Sénégal : Khalifa Sall révoqué de ses fonctions de maire de Dakar par le président Macky Sall

« Monsieur Khalifa Ababacar Sall est révoqué de ses fonctions de maire de la Ville de Dakar », selon un décret signé par Macky Sall et par le Premier ministre, Mahammed Boun Abdallah Dionne. Alors que les protestations des avocats de Khalifa Sall ainsi que celles de défenseurs des droits de l’homme s’élèvent à la suite de cette décision prise après que la cour d’appel de Dakar a confirmé jeudi la peine de cinq ans décidée en première instance à l’encontre du maire de Dakar, cette révocation apparaît comme une estocade décisive contre l’ex-édile de Dakar. Cette décision contre l’un des principaux opposants au chef de l’État et également candidat déclaré à la présidentielle de février 2019 a fait l’objet d’éditions spéciales à la télévision et à la radio. « La condamnation du maire de Dakar par la cour d’appel le prive de la capacité juridique et de l’autorité morale nécessaires à l’exercice de ses fonctions », d’après un rapport du ministre de la Gouvernance territoriale, qui a la tutelle sur les villes, et sur lequel se fonde notamment le décret.

Les partisans de Khalifa Sall crient à la persécution

La révocation du maire de Dakar a été immédiatement dénoncée comme « illégale, anti-démocratique et sans fondement » par un de ses avocats, Amadou Ali Kâne, joint par téléphone par l’AFP. « Khalifa Sall n’est pas définitivement condamné.

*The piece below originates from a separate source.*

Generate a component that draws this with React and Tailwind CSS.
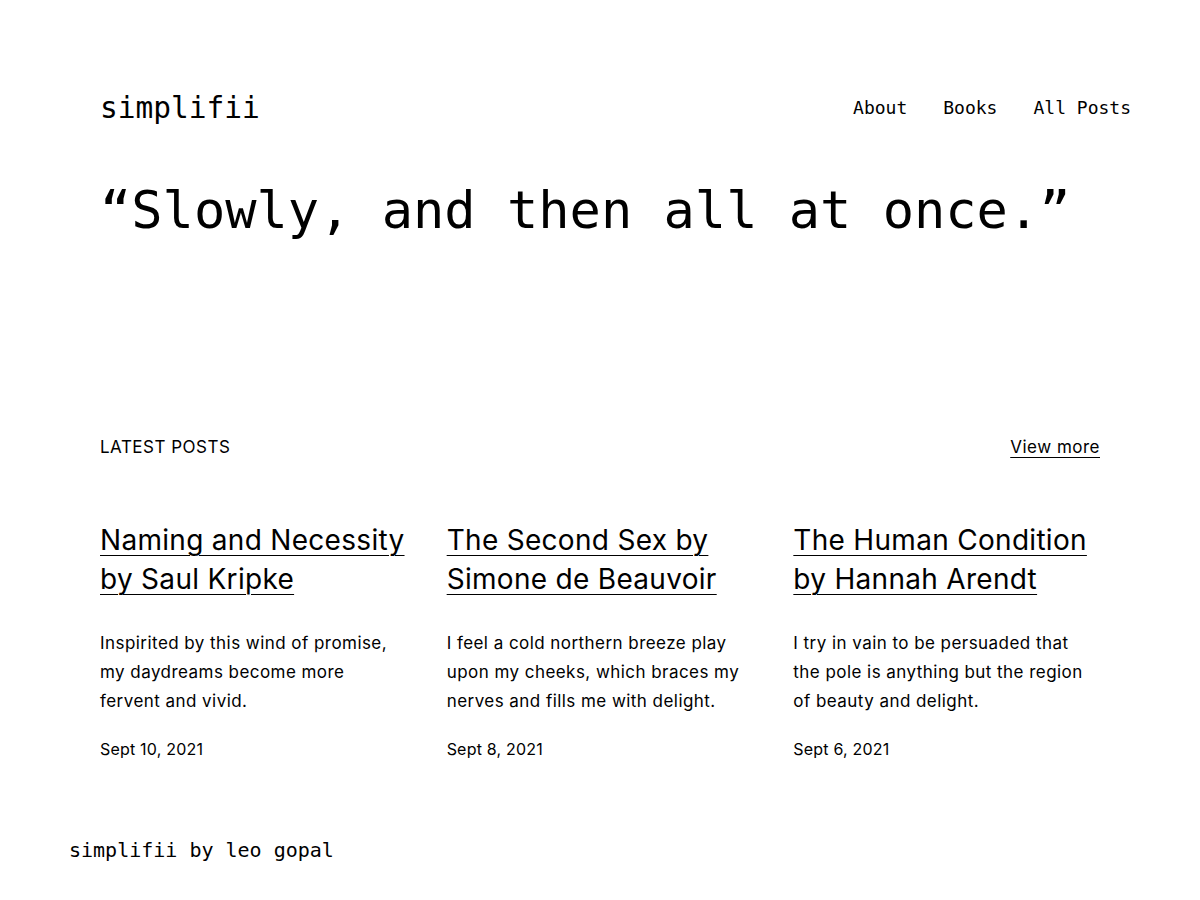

Nous sommes dans les délais de recours et en matière pénale ceux-ci sont suspensifs. Il avait six jours à partir » de la date de sa condamnation en appel « pour se pourvoir en cassation », a déclaré Me Kâne, évoquant les textes qui organisent la Cour suprême au Sénégal. « Le harcèlement et la persécution [contre le maire de Dakar] semblent se confirmer. Cette décision est manifestement illégale », a également déclaré sur une radio Me Assane Dioma Ndiaye, président de la Ligue sénégalaise des droits de l’homme (LSDH) et avocat de Khalifa Sall. « C’est catastrophique à ce stade de la procédure que le président Macky Sall prenne un décret pour révoquer Khalifa Sall. C’est admettre qu’il est [définitivement] fautif alors que les voies de recours ne sont pas encore terminées », a fait remarquer Babacar Ba, du Forum du justiciable, une organisation de défense des droits de l’homme. « Khalifa Sall est toujours présumé être innocent. Où sont les conseillers et les juristes du président de la République », s’est demandé M. Ba. La défense du maire et son entourage avaient annoncé jeudi un recours devant la Cour suprême après sa condamnation en appel et confié son intention de se présenter à la présidentielle. Pour rappel, la cour d’appel a condamné Khalifa Sall à cinq ans de prison ferme et à verser « solidairement » avec trois de ses sept coaccusés la somme de 1,8 milliard de francs CFA (environ 2,75 millions d’euros) à l’État du Sénégal.

Justice ou politique ?

Khalifa Sall, en détention depuis mars 2017, avait été condamné en première instance pour « escroquerie portant sur des fonds publics » et « faux en écriture », pour le détournement d’environ 2,5 millions d’euros prélevés entre 2011 et 2015 sur les caisses de la ville de Dakar. Maire depuis 2009, ce dissident du Parti socialiste (PS) et de la majorité présidentielle affirme que les poursuites judiciaires à son encontre visent à l’empêcher de se présenter à la présidentielle, ce que démentent les responsables de la majorité. Homme politique populaire de 62 ans, Khalifa Sall est considéré comme l’un des rares adversaires à pouvoir menacer dans les urnes le président sortant Macky Sall, qui devrait briguer un second mandat. Jeudi, la Cour suprême du Sénégal avait par ailleurs rejeté le pourvoi d’un autre opposant, Karim Wade, fils et ministre de l’ex-président Abdoulaye Wade (2000-2012), contre sa radiation des listes électorales. Une décision qui constitue un revers judiciaire pour cet autre candidat déclaré à la présidentielle qui, selon son avocat, conserve néanmoins des chances de se présenter.